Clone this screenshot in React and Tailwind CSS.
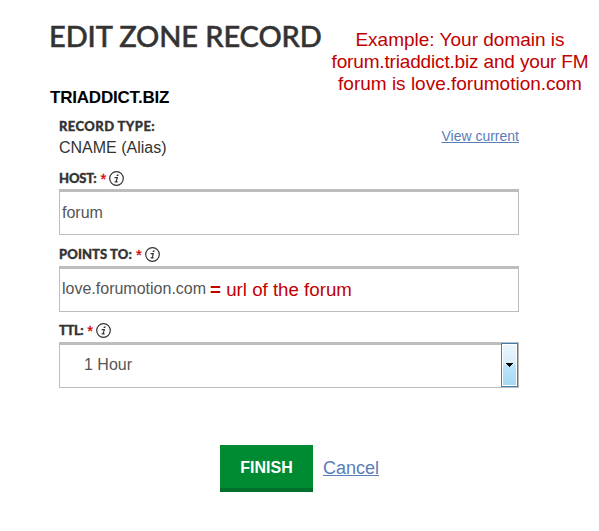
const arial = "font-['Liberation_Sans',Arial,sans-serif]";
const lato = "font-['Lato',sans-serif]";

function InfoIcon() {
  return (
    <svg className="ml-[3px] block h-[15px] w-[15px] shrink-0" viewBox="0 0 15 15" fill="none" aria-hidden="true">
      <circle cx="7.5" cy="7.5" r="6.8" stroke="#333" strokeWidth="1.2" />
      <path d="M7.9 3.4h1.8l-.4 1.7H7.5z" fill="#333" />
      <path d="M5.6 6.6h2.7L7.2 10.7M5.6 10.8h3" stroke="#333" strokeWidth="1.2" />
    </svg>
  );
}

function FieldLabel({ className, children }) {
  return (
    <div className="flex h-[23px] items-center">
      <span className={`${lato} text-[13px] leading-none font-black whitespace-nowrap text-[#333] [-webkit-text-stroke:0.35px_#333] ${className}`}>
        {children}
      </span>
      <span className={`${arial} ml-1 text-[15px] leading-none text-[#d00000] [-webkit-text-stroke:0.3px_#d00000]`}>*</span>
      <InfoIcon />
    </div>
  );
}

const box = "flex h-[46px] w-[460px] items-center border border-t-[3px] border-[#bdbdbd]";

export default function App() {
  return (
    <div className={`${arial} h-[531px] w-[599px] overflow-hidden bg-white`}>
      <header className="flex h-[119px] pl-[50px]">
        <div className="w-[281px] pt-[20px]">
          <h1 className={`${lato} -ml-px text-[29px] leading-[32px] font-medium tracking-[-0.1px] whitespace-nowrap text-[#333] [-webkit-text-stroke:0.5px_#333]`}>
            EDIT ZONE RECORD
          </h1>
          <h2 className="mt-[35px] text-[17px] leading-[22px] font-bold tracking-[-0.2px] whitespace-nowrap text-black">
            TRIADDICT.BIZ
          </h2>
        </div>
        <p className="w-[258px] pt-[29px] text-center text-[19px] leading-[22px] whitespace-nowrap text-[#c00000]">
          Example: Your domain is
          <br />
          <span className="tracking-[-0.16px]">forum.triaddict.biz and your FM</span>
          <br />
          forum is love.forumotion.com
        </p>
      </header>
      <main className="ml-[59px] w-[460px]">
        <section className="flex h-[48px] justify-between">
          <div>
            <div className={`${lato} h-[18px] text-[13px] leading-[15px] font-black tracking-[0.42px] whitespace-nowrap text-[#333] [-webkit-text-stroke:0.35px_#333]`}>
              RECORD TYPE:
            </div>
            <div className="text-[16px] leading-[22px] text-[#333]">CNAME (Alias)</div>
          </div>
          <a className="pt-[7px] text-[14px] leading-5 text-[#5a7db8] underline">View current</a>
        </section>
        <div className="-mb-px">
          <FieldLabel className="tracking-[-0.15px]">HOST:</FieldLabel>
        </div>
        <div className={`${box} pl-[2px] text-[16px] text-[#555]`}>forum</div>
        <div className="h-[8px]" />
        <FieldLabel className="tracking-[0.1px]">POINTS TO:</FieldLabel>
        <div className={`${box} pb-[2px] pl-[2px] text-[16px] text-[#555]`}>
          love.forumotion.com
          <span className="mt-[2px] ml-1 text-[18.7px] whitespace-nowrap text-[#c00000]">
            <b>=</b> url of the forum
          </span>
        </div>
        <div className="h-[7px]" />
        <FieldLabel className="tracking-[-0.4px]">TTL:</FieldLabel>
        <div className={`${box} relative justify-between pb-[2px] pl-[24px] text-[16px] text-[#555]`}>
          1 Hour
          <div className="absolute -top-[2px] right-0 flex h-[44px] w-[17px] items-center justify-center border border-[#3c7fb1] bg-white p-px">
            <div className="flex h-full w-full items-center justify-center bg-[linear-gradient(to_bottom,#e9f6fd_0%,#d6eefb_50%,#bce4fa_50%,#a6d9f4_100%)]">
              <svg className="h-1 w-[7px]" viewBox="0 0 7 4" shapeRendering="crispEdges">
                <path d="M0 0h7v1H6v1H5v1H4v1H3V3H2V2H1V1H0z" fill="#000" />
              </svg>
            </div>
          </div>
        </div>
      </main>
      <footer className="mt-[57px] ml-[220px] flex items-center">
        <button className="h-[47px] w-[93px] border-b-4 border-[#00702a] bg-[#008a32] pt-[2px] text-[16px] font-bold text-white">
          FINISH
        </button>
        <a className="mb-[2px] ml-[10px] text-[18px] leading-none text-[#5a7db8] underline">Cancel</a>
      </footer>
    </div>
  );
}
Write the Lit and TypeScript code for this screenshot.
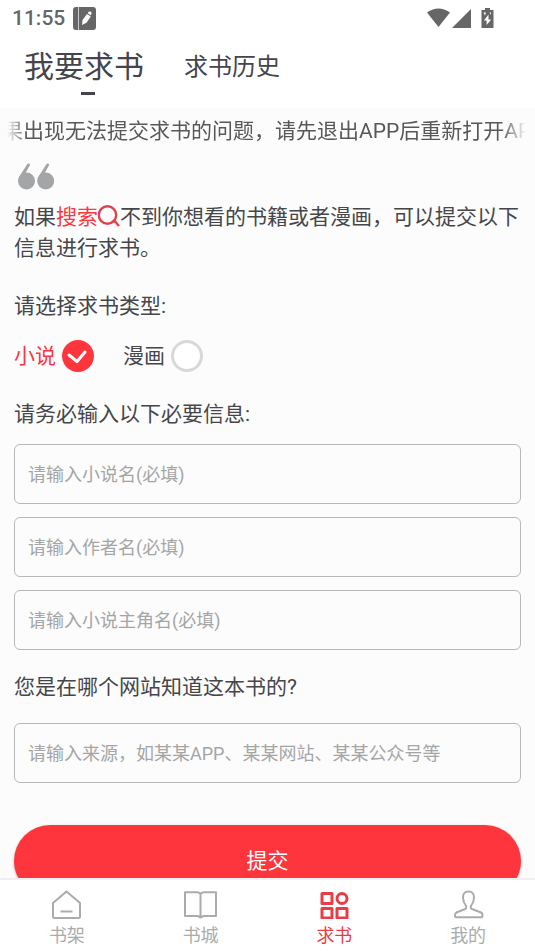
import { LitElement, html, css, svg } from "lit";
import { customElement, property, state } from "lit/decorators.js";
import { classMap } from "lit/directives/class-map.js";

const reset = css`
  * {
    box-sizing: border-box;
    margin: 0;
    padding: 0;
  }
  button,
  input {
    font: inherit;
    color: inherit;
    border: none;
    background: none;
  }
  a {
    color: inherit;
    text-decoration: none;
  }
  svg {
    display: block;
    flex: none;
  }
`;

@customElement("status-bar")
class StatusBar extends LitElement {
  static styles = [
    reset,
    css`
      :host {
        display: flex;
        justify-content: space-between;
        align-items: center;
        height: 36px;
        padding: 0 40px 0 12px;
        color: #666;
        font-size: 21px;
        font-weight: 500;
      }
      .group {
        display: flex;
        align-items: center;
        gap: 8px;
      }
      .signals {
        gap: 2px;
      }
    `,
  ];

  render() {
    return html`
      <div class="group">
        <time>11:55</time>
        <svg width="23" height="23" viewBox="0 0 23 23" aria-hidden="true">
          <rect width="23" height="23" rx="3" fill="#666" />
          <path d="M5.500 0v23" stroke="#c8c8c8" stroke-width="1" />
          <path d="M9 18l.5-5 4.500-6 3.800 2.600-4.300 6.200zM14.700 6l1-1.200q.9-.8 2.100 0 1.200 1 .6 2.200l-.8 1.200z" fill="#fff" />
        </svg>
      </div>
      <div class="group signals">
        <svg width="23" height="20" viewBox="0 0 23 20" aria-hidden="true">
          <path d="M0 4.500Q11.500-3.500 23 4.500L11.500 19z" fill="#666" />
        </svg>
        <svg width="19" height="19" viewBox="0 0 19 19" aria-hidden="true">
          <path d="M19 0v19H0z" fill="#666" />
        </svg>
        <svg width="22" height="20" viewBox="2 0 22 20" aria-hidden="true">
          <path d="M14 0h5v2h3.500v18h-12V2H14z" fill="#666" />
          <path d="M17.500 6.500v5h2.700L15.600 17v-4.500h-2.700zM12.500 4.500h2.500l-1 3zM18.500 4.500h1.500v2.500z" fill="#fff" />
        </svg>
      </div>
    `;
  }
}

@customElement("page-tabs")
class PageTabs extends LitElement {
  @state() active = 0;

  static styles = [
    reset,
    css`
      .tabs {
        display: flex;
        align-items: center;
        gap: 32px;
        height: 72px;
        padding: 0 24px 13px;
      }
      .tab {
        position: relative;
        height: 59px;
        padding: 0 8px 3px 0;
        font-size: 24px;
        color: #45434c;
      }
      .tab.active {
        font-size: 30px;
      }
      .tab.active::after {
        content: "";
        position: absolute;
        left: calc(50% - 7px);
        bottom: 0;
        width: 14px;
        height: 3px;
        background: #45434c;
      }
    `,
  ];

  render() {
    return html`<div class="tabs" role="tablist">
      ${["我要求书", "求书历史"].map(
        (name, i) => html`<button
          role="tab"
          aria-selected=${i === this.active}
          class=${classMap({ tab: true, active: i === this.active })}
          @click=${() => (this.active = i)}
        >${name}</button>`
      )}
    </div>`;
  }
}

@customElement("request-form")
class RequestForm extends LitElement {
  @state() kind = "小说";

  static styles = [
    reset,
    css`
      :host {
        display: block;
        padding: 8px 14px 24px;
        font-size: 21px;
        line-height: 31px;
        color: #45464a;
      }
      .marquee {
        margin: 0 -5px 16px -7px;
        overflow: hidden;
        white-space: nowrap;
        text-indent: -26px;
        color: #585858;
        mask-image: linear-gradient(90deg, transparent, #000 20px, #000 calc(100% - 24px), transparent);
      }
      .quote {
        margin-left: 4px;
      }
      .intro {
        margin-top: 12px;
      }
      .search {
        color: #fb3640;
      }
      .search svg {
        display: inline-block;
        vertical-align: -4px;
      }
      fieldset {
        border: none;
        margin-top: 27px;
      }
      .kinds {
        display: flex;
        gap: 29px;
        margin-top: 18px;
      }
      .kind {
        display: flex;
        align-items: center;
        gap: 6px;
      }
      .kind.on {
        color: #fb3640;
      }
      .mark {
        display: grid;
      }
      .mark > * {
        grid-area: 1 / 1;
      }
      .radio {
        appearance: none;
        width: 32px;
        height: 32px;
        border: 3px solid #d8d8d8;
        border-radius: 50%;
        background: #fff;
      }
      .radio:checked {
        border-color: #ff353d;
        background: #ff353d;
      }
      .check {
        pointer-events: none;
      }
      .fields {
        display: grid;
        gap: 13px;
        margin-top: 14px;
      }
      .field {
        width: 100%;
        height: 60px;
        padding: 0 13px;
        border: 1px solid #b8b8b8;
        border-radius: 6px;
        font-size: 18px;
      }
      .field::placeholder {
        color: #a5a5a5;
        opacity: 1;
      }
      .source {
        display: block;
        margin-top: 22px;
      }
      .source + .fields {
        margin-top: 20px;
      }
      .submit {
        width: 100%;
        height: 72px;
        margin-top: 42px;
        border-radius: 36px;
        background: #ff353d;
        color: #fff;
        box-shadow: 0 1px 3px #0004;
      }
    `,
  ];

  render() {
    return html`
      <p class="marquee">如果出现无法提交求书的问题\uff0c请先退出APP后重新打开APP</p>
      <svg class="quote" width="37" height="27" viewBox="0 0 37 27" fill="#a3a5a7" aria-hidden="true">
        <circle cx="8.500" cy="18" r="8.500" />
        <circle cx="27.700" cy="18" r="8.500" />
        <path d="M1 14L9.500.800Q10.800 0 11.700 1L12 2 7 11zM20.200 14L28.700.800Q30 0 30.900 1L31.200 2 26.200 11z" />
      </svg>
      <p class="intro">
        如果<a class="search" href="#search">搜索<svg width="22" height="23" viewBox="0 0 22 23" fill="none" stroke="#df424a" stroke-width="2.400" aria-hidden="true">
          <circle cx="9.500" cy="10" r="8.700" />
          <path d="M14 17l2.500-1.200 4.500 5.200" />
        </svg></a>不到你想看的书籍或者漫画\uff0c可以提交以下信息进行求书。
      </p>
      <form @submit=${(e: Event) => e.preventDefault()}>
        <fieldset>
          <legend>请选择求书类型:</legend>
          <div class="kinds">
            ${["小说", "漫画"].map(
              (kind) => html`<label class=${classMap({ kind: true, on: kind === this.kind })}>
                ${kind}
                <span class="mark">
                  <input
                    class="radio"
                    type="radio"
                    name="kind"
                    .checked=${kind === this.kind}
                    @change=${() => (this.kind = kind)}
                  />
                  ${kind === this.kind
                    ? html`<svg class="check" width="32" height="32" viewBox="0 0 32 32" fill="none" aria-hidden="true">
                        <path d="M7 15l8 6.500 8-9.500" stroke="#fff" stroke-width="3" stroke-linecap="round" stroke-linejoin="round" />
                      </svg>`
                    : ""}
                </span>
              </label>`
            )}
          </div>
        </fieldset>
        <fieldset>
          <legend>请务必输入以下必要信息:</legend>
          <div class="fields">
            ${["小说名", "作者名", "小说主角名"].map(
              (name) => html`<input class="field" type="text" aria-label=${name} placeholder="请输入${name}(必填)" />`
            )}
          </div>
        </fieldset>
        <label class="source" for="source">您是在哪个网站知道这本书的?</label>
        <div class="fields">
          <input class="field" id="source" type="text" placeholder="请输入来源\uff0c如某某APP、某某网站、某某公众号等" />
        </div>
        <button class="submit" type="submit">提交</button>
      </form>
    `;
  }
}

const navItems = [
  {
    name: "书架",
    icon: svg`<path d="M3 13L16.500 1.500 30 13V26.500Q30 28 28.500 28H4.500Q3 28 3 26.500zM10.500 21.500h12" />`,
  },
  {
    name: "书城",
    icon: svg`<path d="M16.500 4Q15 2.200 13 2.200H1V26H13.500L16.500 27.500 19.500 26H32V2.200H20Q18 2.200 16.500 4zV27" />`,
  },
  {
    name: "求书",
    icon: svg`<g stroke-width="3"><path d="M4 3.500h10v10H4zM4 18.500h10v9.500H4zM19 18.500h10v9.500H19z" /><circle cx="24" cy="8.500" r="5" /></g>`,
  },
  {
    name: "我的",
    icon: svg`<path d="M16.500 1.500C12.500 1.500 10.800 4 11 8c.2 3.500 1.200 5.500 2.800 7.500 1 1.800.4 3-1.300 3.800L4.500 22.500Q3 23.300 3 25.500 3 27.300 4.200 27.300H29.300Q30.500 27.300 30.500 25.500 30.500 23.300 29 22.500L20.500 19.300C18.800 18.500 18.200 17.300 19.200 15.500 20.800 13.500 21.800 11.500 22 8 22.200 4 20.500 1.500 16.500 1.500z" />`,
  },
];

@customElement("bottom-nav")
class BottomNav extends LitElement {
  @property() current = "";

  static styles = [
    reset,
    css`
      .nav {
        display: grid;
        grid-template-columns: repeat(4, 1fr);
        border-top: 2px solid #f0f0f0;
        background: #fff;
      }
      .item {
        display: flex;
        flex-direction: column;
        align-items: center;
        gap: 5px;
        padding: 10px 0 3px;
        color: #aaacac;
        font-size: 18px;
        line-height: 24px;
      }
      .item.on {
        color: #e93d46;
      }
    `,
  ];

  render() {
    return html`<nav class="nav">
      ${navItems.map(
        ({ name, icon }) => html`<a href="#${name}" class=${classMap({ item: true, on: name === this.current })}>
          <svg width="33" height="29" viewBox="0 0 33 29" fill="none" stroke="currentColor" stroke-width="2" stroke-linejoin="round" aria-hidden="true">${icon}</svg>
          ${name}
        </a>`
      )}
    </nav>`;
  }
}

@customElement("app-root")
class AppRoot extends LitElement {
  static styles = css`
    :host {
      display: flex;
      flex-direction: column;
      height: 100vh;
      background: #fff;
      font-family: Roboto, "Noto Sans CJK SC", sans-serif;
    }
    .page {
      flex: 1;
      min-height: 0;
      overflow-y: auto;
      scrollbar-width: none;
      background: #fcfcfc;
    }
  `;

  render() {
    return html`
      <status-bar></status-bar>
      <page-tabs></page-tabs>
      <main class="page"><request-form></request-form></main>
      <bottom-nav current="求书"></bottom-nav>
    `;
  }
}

########################################

PROBLEM DESCRIPTION: Write out nothing but the lines from the start of the data through the line with "h-[46px] w-[460px] items-center". Leave out the pictures.

FULL RESPONSE:
Clone this screenshot in React and Tailwind CSS.
const arial = "font-['Liberation_Sans',Arial,sans-serif]";
const lato = "font-['Lato',sans-serif]";

function InfoIcon() {
  return (
    <svg className="ml-[3px] block h-[15px] w-[15px] shrink-0" viewBox="0 0 15 15" fill="none" aria-hidden="true">
      <circle cx="7.5" cy="7.5" r="6.8" stroke="#333" strokeWidth="1.2" />
      <path d="M7.9 3.4h1.8l-.4 1.7H7.5z" fill="#333" />
      <path d="M5.6 6.6h2.7L7.2 10.7M5.6 10.8h3" stroke="#333" strokeWidth="1.2" />
    </svg>
  );
}

function FieldLabel({ className, children }) {
  return (
    <div className="flex h-[23px] items-center">
      <span className={`${lato} text-[13px] leading-none font-black whitespace-nowrap text-[#333] [-webkit-text-stroke:0.35px_#333] ${className}`}>
        {children}
      </span>
      <span className={`${arial} ml-1 text-[15px] leading-none text-[#d00000] [-webkit-text-stroke:0.3px_#d00000]`}>*</span>
      <InfoIcon />
    </div>
  );
}

const box = "flex h-[46px] w-[460px] items-center border border-t-[3px] border-[#bdbdbd]";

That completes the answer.